A Git graph diagram for an ETL pipeline is a visual representation of the version control branching and merging history used to develop, test, and deploy extract, transform, and load data workflows. It shows how different pipeline components evolve in parallel branches before being merged into a production-ready state.
Who should use an ETL pipeline Git graph template?
Data engineers, analytics engineers, and DevOps or DataOps teams who manage ETL pipelines in Git repositories will benefit most. It is also useful for data architects reviewing pipeline structure and team leads coordinating multi-developer contributions to a shared data workflow codebase.

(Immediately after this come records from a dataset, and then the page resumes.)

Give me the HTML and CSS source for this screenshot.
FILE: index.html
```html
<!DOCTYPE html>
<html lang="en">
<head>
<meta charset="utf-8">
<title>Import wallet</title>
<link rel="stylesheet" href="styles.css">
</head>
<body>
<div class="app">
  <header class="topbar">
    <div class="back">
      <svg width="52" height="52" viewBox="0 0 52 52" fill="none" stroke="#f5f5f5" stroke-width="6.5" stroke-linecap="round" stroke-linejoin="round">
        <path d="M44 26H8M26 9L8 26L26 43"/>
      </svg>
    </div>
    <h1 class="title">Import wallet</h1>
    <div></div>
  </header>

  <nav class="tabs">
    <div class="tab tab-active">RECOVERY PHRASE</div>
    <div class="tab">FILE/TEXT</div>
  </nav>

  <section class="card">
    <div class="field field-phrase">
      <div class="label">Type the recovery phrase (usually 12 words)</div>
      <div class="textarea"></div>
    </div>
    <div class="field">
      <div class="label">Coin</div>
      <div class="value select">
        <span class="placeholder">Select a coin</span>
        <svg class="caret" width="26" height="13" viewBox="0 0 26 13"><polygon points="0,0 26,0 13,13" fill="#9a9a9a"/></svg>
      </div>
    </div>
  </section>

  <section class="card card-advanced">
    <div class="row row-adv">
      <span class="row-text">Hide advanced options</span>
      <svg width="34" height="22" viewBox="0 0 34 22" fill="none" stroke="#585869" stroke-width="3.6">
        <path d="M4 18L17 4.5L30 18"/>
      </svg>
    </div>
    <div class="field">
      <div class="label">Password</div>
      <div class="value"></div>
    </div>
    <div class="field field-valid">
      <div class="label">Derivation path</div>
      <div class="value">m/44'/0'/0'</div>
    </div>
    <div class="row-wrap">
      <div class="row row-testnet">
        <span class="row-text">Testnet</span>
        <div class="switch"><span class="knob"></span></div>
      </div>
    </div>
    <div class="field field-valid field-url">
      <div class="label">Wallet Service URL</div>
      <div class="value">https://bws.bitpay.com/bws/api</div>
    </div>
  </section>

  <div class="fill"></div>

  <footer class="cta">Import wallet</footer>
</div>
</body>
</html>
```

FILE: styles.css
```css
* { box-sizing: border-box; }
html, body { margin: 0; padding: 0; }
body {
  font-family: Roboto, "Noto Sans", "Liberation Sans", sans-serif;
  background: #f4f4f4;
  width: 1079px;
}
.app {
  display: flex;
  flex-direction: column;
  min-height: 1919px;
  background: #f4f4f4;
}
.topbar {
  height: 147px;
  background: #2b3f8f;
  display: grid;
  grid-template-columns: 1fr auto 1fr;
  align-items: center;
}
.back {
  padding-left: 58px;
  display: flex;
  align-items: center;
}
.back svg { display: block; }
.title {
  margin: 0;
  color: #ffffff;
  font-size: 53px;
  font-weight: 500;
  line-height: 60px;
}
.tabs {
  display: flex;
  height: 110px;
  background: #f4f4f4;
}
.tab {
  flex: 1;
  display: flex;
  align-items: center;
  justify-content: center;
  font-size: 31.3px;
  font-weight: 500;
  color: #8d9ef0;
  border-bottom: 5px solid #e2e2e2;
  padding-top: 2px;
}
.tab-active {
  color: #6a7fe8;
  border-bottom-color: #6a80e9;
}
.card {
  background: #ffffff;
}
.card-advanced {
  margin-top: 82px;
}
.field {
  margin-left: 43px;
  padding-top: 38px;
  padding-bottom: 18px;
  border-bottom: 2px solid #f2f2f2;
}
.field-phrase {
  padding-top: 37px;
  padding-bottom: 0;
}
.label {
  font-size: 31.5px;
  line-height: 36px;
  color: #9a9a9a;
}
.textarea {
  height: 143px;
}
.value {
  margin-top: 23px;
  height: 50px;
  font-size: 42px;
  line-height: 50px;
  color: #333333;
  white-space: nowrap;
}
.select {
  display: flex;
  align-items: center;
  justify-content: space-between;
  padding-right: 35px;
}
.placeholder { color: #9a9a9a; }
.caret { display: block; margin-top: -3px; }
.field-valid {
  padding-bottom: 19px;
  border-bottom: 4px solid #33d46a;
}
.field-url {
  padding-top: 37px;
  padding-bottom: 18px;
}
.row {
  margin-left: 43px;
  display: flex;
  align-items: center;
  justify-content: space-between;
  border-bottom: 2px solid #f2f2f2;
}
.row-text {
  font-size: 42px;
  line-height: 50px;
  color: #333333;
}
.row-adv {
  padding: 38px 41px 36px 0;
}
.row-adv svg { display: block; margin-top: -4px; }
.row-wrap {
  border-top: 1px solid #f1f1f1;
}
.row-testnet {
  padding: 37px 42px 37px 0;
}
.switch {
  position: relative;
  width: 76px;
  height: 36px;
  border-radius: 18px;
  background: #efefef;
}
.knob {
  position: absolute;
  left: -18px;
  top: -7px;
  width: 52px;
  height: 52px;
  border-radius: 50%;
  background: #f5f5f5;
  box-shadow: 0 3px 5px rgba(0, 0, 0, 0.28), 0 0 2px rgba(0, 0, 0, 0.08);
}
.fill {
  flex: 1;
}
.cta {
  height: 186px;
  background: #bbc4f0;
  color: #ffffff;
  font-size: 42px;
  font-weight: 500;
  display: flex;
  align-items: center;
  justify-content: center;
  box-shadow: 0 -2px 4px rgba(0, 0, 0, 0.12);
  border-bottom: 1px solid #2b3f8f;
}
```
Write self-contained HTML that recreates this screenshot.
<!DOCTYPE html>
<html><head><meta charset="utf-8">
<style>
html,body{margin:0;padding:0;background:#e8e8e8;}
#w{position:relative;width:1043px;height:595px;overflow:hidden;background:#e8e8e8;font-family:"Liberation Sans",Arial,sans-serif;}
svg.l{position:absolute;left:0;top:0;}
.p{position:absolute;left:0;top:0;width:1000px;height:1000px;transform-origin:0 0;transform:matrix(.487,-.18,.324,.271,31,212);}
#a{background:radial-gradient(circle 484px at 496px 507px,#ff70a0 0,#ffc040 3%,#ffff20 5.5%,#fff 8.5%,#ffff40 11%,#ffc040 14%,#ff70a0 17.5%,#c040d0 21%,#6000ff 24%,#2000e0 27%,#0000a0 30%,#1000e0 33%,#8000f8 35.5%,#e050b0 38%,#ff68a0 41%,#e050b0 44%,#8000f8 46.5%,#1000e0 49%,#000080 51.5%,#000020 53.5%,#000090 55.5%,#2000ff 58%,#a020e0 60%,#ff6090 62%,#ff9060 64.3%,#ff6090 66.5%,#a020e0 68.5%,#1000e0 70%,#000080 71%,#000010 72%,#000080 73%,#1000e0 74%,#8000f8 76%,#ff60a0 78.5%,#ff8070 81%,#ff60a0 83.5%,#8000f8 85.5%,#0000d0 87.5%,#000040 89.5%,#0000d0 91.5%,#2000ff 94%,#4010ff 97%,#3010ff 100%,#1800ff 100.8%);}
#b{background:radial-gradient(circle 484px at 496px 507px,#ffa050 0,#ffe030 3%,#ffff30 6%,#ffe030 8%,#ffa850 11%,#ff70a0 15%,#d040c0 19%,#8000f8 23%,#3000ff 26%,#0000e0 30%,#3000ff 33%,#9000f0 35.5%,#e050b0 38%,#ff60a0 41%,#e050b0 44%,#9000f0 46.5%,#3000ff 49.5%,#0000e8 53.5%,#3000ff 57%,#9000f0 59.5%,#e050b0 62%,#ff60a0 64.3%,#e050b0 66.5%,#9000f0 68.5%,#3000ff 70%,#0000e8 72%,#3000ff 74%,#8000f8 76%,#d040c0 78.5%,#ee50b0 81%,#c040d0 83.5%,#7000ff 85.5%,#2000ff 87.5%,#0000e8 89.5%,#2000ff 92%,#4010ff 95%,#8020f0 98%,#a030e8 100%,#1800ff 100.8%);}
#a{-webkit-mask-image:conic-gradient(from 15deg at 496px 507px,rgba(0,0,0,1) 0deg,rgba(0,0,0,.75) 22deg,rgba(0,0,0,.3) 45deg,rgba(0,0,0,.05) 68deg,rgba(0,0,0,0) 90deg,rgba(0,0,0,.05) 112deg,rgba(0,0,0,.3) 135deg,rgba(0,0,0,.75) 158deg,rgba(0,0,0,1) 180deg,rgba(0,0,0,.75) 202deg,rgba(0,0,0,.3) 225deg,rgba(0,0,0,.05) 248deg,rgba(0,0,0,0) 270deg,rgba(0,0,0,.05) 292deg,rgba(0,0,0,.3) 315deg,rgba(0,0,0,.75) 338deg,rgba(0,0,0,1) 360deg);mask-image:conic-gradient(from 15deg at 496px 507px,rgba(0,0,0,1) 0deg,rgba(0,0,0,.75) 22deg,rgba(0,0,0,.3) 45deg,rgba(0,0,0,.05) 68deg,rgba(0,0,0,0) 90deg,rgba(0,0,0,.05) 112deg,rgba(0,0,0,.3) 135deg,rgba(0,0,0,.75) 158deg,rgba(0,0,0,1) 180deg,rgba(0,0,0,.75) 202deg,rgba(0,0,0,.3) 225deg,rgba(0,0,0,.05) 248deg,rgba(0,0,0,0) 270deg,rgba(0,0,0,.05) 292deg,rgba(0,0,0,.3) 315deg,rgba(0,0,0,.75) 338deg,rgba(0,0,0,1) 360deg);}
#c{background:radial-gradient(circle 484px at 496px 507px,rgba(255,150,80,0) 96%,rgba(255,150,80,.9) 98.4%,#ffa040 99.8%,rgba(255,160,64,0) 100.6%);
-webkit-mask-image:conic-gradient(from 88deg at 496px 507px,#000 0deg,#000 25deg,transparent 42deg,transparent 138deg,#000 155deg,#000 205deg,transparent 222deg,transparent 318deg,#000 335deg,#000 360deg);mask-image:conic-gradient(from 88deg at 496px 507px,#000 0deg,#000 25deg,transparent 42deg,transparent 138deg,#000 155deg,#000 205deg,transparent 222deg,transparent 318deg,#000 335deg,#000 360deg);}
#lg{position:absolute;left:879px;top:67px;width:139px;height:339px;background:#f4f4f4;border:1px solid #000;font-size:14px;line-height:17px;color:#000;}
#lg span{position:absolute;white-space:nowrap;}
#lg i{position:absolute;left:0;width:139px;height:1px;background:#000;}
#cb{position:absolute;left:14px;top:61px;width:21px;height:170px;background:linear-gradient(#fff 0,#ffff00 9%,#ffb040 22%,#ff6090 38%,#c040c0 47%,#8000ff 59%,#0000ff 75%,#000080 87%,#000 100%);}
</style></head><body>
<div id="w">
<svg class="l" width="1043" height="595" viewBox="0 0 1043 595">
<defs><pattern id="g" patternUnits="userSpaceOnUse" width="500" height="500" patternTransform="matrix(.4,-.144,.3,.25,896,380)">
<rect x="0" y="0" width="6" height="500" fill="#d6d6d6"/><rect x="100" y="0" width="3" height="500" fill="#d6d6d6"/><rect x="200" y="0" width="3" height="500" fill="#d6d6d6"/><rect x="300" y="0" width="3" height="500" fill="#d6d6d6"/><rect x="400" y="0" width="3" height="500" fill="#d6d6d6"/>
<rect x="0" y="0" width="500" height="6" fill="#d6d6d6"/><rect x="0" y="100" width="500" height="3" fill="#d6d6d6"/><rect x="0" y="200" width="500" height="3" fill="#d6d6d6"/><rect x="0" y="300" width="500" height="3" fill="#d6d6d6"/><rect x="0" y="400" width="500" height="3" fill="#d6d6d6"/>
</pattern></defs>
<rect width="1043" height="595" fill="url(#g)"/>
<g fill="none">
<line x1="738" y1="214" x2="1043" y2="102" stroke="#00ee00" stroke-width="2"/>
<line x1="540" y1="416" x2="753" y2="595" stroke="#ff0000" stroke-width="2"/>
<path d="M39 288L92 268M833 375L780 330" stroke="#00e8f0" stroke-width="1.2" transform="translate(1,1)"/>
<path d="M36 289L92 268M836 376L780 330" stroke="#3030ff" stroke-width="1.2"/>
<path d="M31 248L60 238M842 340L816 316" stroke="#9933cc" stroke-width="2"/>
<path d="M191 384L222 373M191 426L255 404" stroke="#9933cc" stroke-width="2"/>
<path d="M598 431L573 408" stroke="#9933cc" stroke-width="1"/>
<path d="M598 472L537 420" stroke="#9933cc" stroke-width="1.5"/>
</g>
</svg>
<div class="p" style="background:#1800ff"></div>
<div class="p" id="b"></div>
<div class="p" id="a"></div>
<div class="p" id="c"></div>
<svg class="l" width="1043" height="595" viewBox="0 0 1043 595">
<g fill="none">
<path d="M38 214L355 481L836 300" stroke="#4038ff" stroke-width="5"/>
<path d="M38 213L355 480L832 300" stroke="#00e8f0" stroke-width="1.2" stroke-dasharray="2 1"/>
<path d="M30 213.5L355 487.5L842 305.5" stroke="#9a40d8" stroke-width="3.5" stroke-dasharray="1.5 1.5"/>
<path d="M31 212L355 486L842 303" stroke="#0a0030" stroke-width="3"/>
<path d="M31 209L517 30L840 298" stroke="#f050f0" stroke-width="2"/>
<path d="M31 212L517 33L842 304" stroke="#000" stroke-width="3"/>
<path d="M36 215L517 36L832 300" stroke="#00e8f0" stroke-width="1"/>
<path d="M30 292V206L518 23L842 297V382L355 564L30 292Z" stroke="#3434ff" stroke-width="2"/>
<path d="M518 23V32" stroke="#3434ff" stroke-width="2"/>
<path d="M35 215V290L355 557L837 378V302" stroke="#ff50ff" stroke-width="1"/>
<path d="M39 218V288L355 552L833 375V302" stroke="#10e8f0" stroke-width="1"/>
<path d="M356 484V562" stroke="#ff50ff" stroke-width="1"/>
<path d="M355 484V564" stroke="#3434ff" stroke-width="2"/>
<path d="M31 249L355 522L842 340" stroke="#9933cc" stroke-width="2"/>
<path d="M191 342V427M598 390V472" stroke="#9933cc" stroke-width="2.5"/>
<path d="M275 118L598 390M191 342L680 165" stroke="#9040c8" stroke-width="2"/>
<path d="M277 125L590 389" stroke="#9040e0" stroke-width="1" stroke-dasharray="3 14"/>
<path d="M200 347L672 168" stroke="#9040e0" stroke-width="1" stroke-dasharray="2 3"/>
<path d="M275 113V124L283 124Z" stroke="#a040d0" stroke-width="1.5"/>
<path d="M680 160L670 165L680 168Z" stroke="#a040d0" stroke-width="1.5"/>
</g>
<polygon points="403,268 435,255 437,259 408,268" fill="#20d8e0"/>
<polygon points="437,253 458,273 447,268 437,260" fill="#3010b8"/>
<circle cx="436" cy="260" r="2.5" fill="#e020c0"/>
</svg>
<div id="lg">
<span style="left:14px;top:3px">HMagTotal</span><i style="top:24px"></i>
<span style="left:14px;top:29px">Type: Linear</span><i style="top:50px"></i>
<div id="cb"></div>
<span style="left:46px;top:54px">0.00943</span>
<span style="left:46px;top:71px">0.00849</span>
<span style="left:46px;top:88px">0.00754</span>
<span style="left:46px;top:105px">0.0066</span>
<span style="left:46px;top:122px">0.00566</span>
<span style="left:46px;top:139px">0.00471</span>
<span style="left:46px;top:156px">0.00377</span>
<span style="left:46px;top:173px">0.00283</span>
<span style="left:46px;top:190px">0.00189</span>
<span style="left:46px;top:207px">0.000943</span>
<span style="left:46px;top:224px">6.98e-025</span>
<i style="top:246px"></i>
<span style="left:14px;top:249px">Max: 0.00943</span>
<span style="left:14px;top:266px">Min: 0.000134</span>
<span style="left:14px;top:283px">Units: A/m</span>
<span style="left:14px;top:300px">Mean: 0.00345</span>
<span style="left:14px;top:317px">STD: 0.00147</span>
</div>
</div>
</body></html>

How does a Git graph differ from a standard ETL flowchart?
A standard ETL flowchart shows the logical data flow — from source extraction through transformation to loading into a destination. A Git graph instead shows the code development lifecycle: branches, commits, merges, and tags that track how the pipeline code itself changes over time, making it a tool for engineering collaboration rather than data architecture documentation.
What branching strategy works best for ETL pipelines?
A trunk-based development or Gitflow strategy both work well depending on team size. Gitflow is popular for ETL pipelines because it supports dedicated feature branches for new data sources, release branches for staged deployments, and hotfix branches for urgent production fixes — all of which map cleanly onto a Git graph diagram.